Perché gli «pseudoconcetti» che lei cita, come la retorica dello «sviluppo sostenibile» e lo stesso termine «ambiente», esauriscono il discorso ecologista e contribuiscono a preservare lo stato delle cose? Lo status quo difeso dall’ideologia dominante ignora le critiche e, quando riescono a trascendere, cerca di assorbirle o disattivarle. Basti pensare al conflitto fra conservazionisti e sostenitori dello sviluppo, che si impose 50 anni fa sull’onda del movimento ecologista. Il primo Rapporto del Club di Roma sui limiti della crescita economica, nel 1972, mise alle corde l’obiettivo generalizzato della crescita economica, evidenziando l’impossibilità di prolungare in maniera indefinita la crescente esigenza di risorse e generazione di rifiuti della civiltà industriale. Ma si tentò di risolverlo innalzando il vessillo dello «sviluppo sostenibile», per tendere un ponte virtuale fra conservazionisti e fautori dello sviluppo, disattivando la protesta ecologista.

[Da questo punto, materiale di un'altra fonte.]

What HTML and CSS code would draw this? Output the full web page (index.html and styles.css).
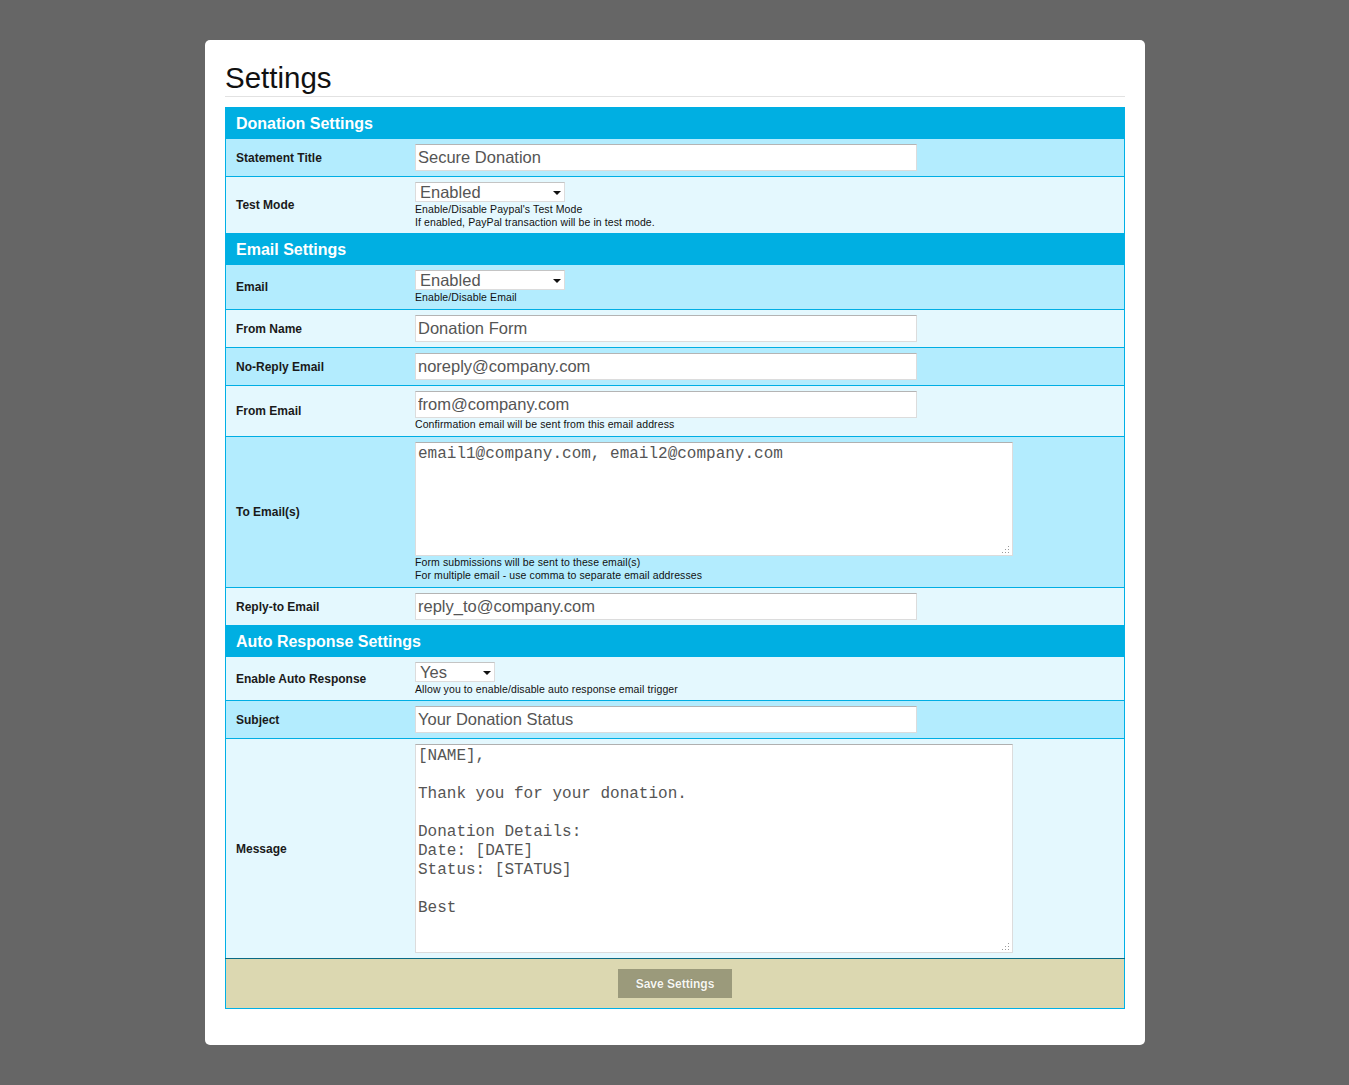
FILE: index.html
```html
<!DOCTYPE html>
<html>
<head>
<meta charset="utf-8">
<title>Settings</title>
<link rel="stylesheet" href="styles.css">
</head>
<body>
<div class="card">
  <h1 class="title">Settings</h1>
  <table class="settings">
    <tr class="section"><th colspan="2">Donation Settings</th></tr>
    <tr class="row-a">
      <td class="label">Statement Title</td>
      <td class="field"><input class="text" type="text" value="Secure Donation"></td>
    </tr>
    <tr class="row-b">
      <td class="label">Test Mode</td>
      <td class="field tight">
        <span class="select-wrap w150"><select class="select"><option>Enabled</option><option>Disabled</option></select></span>
        <div class="help">Enable/Disable Paypal's Test Mode<br>If enabled, PayPal transaction will be in test mode.</div>
      </td>
    </tr>
    <tr class="section"><th colspan="2">Email Settings</th></tr>
    <tr class="row-a">
      <td class="label">Email</td>
      <td class="field">
        <span class="select-wrap w150"><select class="select"><option>Enabled</option><option>Disabled</option></select></span>
        <div class="help">Enable/Disable Email</div>
      </td>
    </tr>
    <tr class="row-b">
      <td class="label">From Name</td>
      <td class="field"><input class="text" type="text" value="Donation Form"></td>
    </tr>
    <tr class="row-a">
      <td class="label">No-Reply Email</td>
      <td class="field"><input class="text" type="text" value="noreply@company.com"></td>
    </tr>
    <tr class="row-b">
      <td class="label">From Email</td>
      <td class="field">
        <input class="text" type="text" value="from@company.com">
        <div class="help">Confirmation email will be sent from this email address</div>
      </td>
    </tr>
    <tr class="row-a">
      <td class="label">To Email(s)</td>
      <td class="field">
        <div class="area-wrap">
          <textarea class="area area-to">email1@company.com, email2@company.com</textarea>
          <svg class="grip" width="9" height="9" viewBox="0 0 9 9"><rect x="7" y="1" width="1" height="1"/><rect x="4" y="4" width="1" height="1"/><rect x="7" y="4" width="1" height="1"/><rect x="1" y="7" width="1" height="1"/><rect x="4" y="7" width="1" height="1"/><rect x="7" y="7" width="1" height="1"/></svg>
        </div>
        <div class="help">Form submissions will be sent to these email(s)<br>For multiple email - use comma to separate email addresses</div>
      </td>
    </tr>
    <tr class="row-b">
      <td class="label">Reply-to Email</td>
      <td class="field"><input class="text" type="text" value="reply_to@company.com"></td>
    </tr>
    <tr class="section"><th colspan="2">Auto Response Settings</th></tr>
    <tr class="row-b">
      <td class="label">Enable Auto Response</td>
      <td class="field tight">
        <span class="select-wrap w80"><select class="select"><option>Yes</option><option>No</option></select></span>
        <div class="help">Allow you to enable/disable auto response email trigger</div>
      </td>
    </tr>
    <tr class="row-a">
      <td class="label">Subject</td>
      <td class="field"><input class="text" type="text" value="Your Donation Status"></td>
    </tr>
    <tr class="row-b">
      <td class="label">Message</td>
      <td class="field">
        <div class="area-wrap">
          <textarea class="area area-msg">[NAME],

Thank you for your donation.

Donation Details:
Date: [DATE]
Status: [STATUS]

Best</textarea>
          <svg class="grip" width="9" height="9" viewBox="0 0 9 9"><rect x="7" y="1" width="1" height="1"/><rect x="4" y="4" width="1" height="1"/><rect x="7" y="4" width="1" height="1"/><rect x="1" y="7" width="1" height="1"/><rect x="4" y="7" width="1" height="1"/><rect x="7" y="7" width="1" height="1"/></svg>
        </div>
      </td>
    </tr>
    <tr class="footer">
      <td colspan="2"><button class="save" type="button">Save Settings</button></td>
    </tr>
  </table>
</div>
</body>
</html>
```

FILE: styles.css
```css
html, body {
  margin: 0;
  padding: 0;
}
body {
  background: #666666;
  font-family: "Liberation Sans", Arial, sans-serif;
  padding-top: 40px;
  padding-bottom: 40px;
}
.card {
  width: 900px;
  margin-left: 205px;
  background: #ffffff;
  border-radius: 5px;
  padding: 20px 20px 36px 20px;
}
.title {
  margin: 0 0 10px 0;
  font-size: 29.5px;
  font-weight: normal;
  line-height: 36px;
  color: #111111;
  border-bottom: 1px solid #e2e2e2;
  padding-left: 0;
}
.settings {
  width: 900px;
  border-collapse: collapse;
  border: 1px solid #00b0e6;
}
.settings td, .settings th {
  border-top: 1px solid #00aee4;
}
.section th {
  background: #00afe2;
  color: #ffffff;
  font-size: 16px;
  font-weight: bold;
  text-align: left;
  line-height: 18px;
  padding: 7px 10px 5px 10px;
  height: 18px;
}
.row-a td {
  background: #b3ecfe;
}
.row-b td {
  background: #e4f8fe;
}
.label {
  width: 159px;
  padding: 5px 10px;
  font-size: 12px;
  font-weight: bold;
  color: #1a1a1a;
  vertical-align: middle;
}
.field {
  padding: 5px 10px;
  vertical-align: top;
}
.field.tight {
  padding-bottom: 4px;
}
.text {
  display: block;
  box-sizing: border-box;
  width: 502px;
  height: 27px;
  margin: 0;
  padding: 0 2px;
  border: 1px solid #dcdcdc;
  border-top-color: #b4b4b4;
  background: #ffffff;
  font-family: "Liberation Sans", Arial, sans-serif;
  font-size: 16.5px;
  color: #555555;
  outline: none;
}
.select-wrap {
  position: relative;
  display: block;
  height: 20px;
  margin-bottom: 1px;
}
.select-wrap.w150 { width: 150px; }
.select-wrap.w80 { width: 80px; }
.select-wrap::after {
  content: "";
  position: absolute;
  right: 4px;
  top: 9px;
  border-left: 4px solid transparent;
  border-right: 4px solid transparent;
  border-top: 4px solid #111111;
  pointer-events: none;
}
.select {
  -webkit-appearance: none;
  appearance: none;
  display: block;
  box-sizing: border-box;
  width: 100%;
  height: 20px;
  margin: 0;
  padding: 0 0 0 4px;
  border: 1px solid #dcdcdc;
  border-top-color: #c4c4c4;
  border-radius: 0;
  background: #ffffff;
  font-family: "Liberation Sans", Arial, sans-serif;
  font-size: 16.5px;
  line-height: 18px;
  color: #555555;
  outline: none;
}
.help {
  font-size: 10.5px;
  line-height: 13px;
  letter-spacing: 0.1px;
  color: #111111;
  white-space: nowrap;
}
.area-wrap {
  position: relative;
  width: 598px;
}
.grip {
  position: absolute;
  right: 3px;
  bottom: 2px;
  fill: #9a9a9a;
  pointer-events: none;
}
.area {
  display: block;
  box-sizing: border-box;
  width: 598px;
  margin: 0;
  padding: 2px 2px;
  border: 1px solid #dcdcdc;
  border-top-color: #b0b0b0;
  background: #ffffff;
  font-family: "Liberation Mono", "Courier New", monospace;
  font-size: 16px;
  line-height: 19px;
  color: #555555;
  outline: none;
  resize: none;
}
.area-to { height: 114px; }
.area-msg { height: 209px; }
.footer td {
  background: #dcd8b1;
  border-top: 1px solid #0a6a84;
  text-align: center;
  padding: 10px 10px;
}
.save {
  display: inline-block;
  height: 29px;
  padding: 0 18px;
  margin: 0;
  border: none;
  border-radius: 0;
  background: #9b9a7b;
  color: #f6f6f0;
  font-family: "Liberation Sans", Arial, sans-serif;
  font-size: 12px;
  font-weight: bold;
  text-shadow: 0 0 1px rgba(0, 0, 0, 0.25);
  cursor: pointer;
}
```
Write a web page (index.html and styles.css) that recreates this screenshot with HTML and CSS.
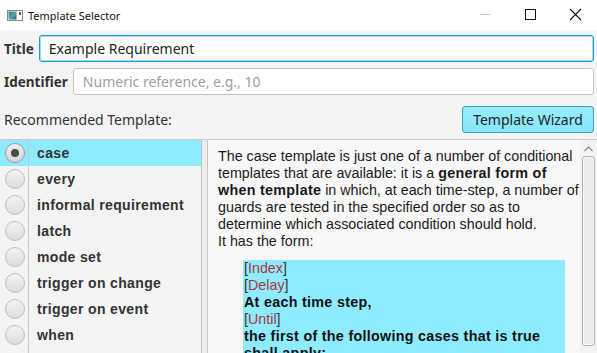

È una pratica abituale della manipolazione del linguaggio e del pensiero, al servizio del potere, per evitare le contraddizioni unificando gli opposti sul terreno delle parole.

Parole che quindi si svuotano di contenuti? Quel rapporto da una parte cercò di negare il nesso causale fra sviluppo economico e degrado ecologico, che era evidente. E a tal fine enfatizzò che i Paesi sviluppati avevano più mezzi da investire nella cura dell’ambiente. Dall’altra parte furono create amministrazioni «ambientali», ministeri, agenzie, incaricati di vegliare su un bene diffuso, su cui però non avevano competenze. Condannandole così a un «calvario» permanente, perché «l’ambiente» o la «sostenibilità» sono condizionati dagli ecosistemi agrari, industriali o urbani, con le loro esigenze di trasporto, di estrazione e di scarichi che sono competenze di altre gestioni. Si genera così una schizofrenia fra l’alluvione di amministrazioni, i «summit» ed eventi teoricamente orientati alla cura della casa comune e le pratiche, che continuano a produrre degrado e polarizzazione sociale.

L’impasse socio-politico frustra l’aspirazione al cambio dei movimenti sociali e sembra condannarli al fallimento… Il cambiamento che sembrava plausibile agli inizi dei Settanta, si è andato dissipando. Il fatto che sia trascorso mezzo secolo senza che gli sforzi militanti abbiano raggiunto i propri obiettivi mi ha fatto pensare al mito di Sisifo, condannato dagli dei a spingere sul monte un grande masso, che però una volta in cima rotola giù, costringendolo a ricominciare daccapo, per l’eternità. Per questo è l’immagine di copertina del libro in cui analizzo le cause per le quali la grande pietra del cambio sia scivolata più in basso. Ma anche i requisiti per riorientare l’attuale crisi di civiltà verso orizzonti ecologici e sociali più promettenti, incluso in chiave di governo del territorio.

In che misura crede che l’Economia di Francesco possa contribuire a una nuova transizione ecosociale, avere un impatto nella costruzione di un nuovo paradigma di civiltà che «emancipi gli esseri umani e restituisca dignità alla natura»? L’economia di Francesco indica la strada. Perché la riconversione si apra a un orizzonte più sostenibile, è necessario che poggi sulla cooperazione e la simbiosi della specie umana con l’intorno, propiziando l’amicizia, la solidarietà, il distacco dal consumo, la fiducia, la libertà, la reciprocità, l’amore. Si deve trasformare l’attuale scontro in cooperazione, in rispetto fra esseri umani e tra questi e gli altri esseri della biosfera, con una vita più semplice e piena. Seguendo il messaggio e l’esempio di Francesco.